# [TASK INSTRUCTIONS]
Transcribe every line exactly and omit anything that is a picture.

# [MATERIAL PROVIDED]

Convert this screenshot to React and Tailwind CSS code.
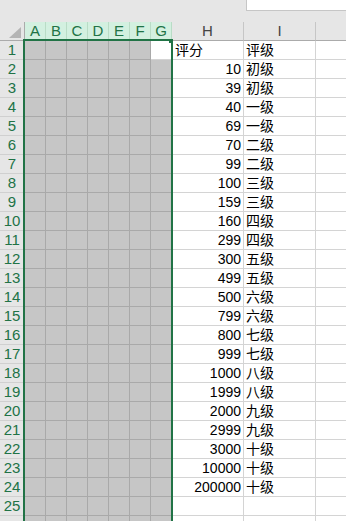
import React from "react";

const data = [
  ["评分", "评级", true],
  ["10", "初级"],
  ["39", "初级"],
  ["40", "一级"],
  ["69", "一级"],
  ["70", "二级"],
  ["99", "二级"],
  ["100", "三级"],
  ["159", "三级"],
  ["160", "四级"],
  ["299", "四级"],
  ["300", "五级"],
  ["499", "五级"],
  ["500", "六级"],
  ["799", "六级"],
  ["800", "七级"],
  ["999", "七级"],
  ["1000", "八级"],
  ["1999", "八级"],
  ["2000", "九级"],
  ["2999", "九级"],
  ["3000", "十级"],
  ["10000", "十级"],
  ["200000", "十级"],
  ["", ""],
  ["", ""],
];

const letters = ["A", "B", "C", "D", "E", "F", "G"];
const font = { fontFamily: '"Liberation Sans", "Noto Sans CJK SC", sans-serif' };

export default function App() {
  return (
    <div className="relative w-[346px] h-[521px] overflow-hidden bg-white" style={font}>
      <div className="h-[22px] bg-[#e6e6e6] flex justify-end">
        <div className="w-[100px] h-[11px] bg-white border-l border-b border-[#c6c6c6]" />
      </div>
      <div className="flex h-[19px] bg-[#e6e6e6]">
        <div className="relative w-[25px] shrink-0 border-r border-b border-[#ababab]">
          <svg className="absolute left-[9px] top-[5px]" width="12" height="11" viewBox="0 0 12 11">
            <polygon points="12,0 12,11 0,11" fill="#b4b4b4" />
          </svg>
        </div>
        {letters.map((l) => (
          <div
            key={l}
            className="w-[21px] shrink-0 bg-[#d3f0e0] border-r border-r-[#b9dcc6] border-b border-b-[#ababab] text-[15px] leading-[18px] text-[#217346] text-center"
          >
            {l}
          </div>
        ))}
        <div className="w-[72px] shrink-0 border-r border-r-[#c6c6c6] border-b border-b-[#ababab] text-[15px] leading-[18px] text-[#444] text-center">
          H
        </div>
        <div className="w-[72px] shrink-0 border-r border-r-[#c6c6c6] border-b border-b-[#ababab] text-[15px] leading-[18px] text-[#444] text-center">
          I
        </div>
        <div className="flex-1 border-b border-[#ababab]" />
      </div>
      {data.map(([h, i, isText], idx) => (
        <div key={idx} className="flex h-[19px]">
          <div className="w-[25px] shrink-0 bg-[#e6e6e6] border-r border-b border-[#d0d0d0] text-[15px] leading-[18px] text-[#217346] text-center">
            {idx < 25 ? idx + 1 : ""}
          </div>
          {letters.map((l, k) => (
            <div
              key={l}
              className={
                idx === 0 && k === 6
                  ? "w-[21px] shrink-0 bg-white border-r border-b border-[#d4d4d4]"
                  : "w-[21px] shrink-0 bg-[#c6c6c6] border-r border-b border-[#a9a9a9]"
              }
            />
          ))}
          <div
            className={
              "w-[72px] shrink-0 border-r border-b border-[#d4d4d4] text-[14px] leading-[19px] text-black whitespace-nowrap " +
              (isText ? "text-left pl-[3px]" : "text-right pr-[2px]")
            }
          >
            {h}
          </div>
          <div className="w-[72px] shrink-0 border-r border-b border-[#d4d4d4] text-[14px] leading-[19px] text-black pl-[2px] whitespace-nowrap">
            {i}
          </div>
          <div className="flex-1 border-b border-[#d4d4d4]" />
        </div>
      ))}
      <div className="absolute left-[23px] top-[39px] w-[150px] h-[520px] border-2 border-[#217346]" />
      <div className="absolute left-[169px] top-[39px] w-[4px] h-[4px] bg-[#217346]" />
    </div>
  );
}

# [WRITTEN SOLUTION]
Convert this screenshot to React and Tailwind CSS code.
import React from "react";

const data = [
  ["评分", "评级", true],
  ["10", "初级"],
  ["39", "初级"],
  ["40", "一级"],
  ["69", "一级"],
  ["70", "二级"],
  ["99", "二级"],
  ["100", "三级"],
  ["159", "三级"],
  ["160", "四级"],
  ["299", "四级"],
  ["300", "五级"],
  ["499", "五级"],
  ["500", "六级"],
  ["799", "六级"],
  ["800", "七级"],
  ["999", "七级"],
  ["1000", "八级"],
  ["1999", "八级"],
  ["2000", "九级"],
  ["2999", "九级"],
  ["3000", "十级"],
  ["10000", "十级"],
  ["200000", "十级"],
  ["", ""],
  ["", ""],
];

const letters = ["A", "B", "C", "D", "E", "F", "G"];
const font = { fontFamily: '"Liberation Sans", "Noto Sans CJK SC", sans-serif' };

export default function App() {
  return (
    <div className="relative w-[346px] h-[521px] overflow-hidden bg-white" style={font}>
      <div className="h-[22px] bg-[#e6e6e6] flex justify-end">
        <div className="w-[100px] h-[11px] bg-white border-l border-b border-[#c6c6c6]" />
      </div>
      <div className="flex h-[19px] bg-[#e6e6e6]">
        <div className="relative w-[25px] shrink-0 border-r border-b border-[#ababab]">
          <svg className="absolute left-[9px] top-[5px]" width="12" height="11" viewBox="0 0 12 11">
            <polygon points="12,0 12,11 0,11" fill="#b4b4b4" />
          </svg>
        </div>
        {letters.map((l) => (
          <div
            key={l}
            className="w-[21px] shrink-0 bg-[#d3f0e0] border-r border-r-[#b9dcc6] border-b border-b-[#ababab] text-[15px] leading-[18px] text-[#217346] text-center"
          >
            {l}
          </div>
        ))}
        <div className="w-[72px] shrink-0 border-r border-r-[#c6c6c6] border-b border-b-[#ababab] text-[15px] leading-[18px] text-[#444] text-center">
          H
        </div>
        <div className="w-[72px] shrink-0 border-r border-r-[#c6c6c6] border-b border-b-[#ababab] text-[15px] leading-[18px] text-[#444] text-center">
          I
        </div>
        <div className="flex-1 border-b border-[#ababab]" />
      </div>
      {data.map(([h, i, isText], idx) => (
        <div key={idx} className="flex h-[19px]">
          <div className="w-[25px] shrink-0 bg-[#e6e6e6] border-r border-b border-[#d0d0d0] text-[15px] leading-[18px] text-[#217346] text-center">
            {idx < 25 ? idx + 1 : ""}
          </div>
          {letters.map((l, k) => (
            <div
              key={l}
              className={
                idx === 0 && k === 6
                  ? "w-[21px] shrink-0 bg-white border-r border-b border-[#d4d4d4]"
                  : "w-[21px] shrink-0 bg-[#c6c6c6] border-r border-b border-[#a9a9a9]"
              }
            />
          ))}
          <div
            className={
              "w-[72px] shrink-0 border-r border-b border-[#d4d4d4] text-[14px] leading-[19px] text-black whitespace-nowrap " +
              (isText ? "text-left pl-[3px]" : "text-right pr-[2px]")
            }
          >
            {h}
          </div>
          <div className="w-[72px] shrink-0 border-r border-b border-[#d4d4d4] text-[14px] leading-[19px] text-black pl-[2px] whitespace-nowrap">
            {i}
          </div>
          <div className="flex-1 border-b border-[#d4d4d4]" />
        </div>
      ))}
      <div className="absolute left-[23px] top-[39px] w-[150px] h-[520px] border-2 border-[#217346]" />
      <div className="absolute left-[169px] top-[39px] w-[4px] h-[4px] bg-[#217346]" />
    </div>
  );
}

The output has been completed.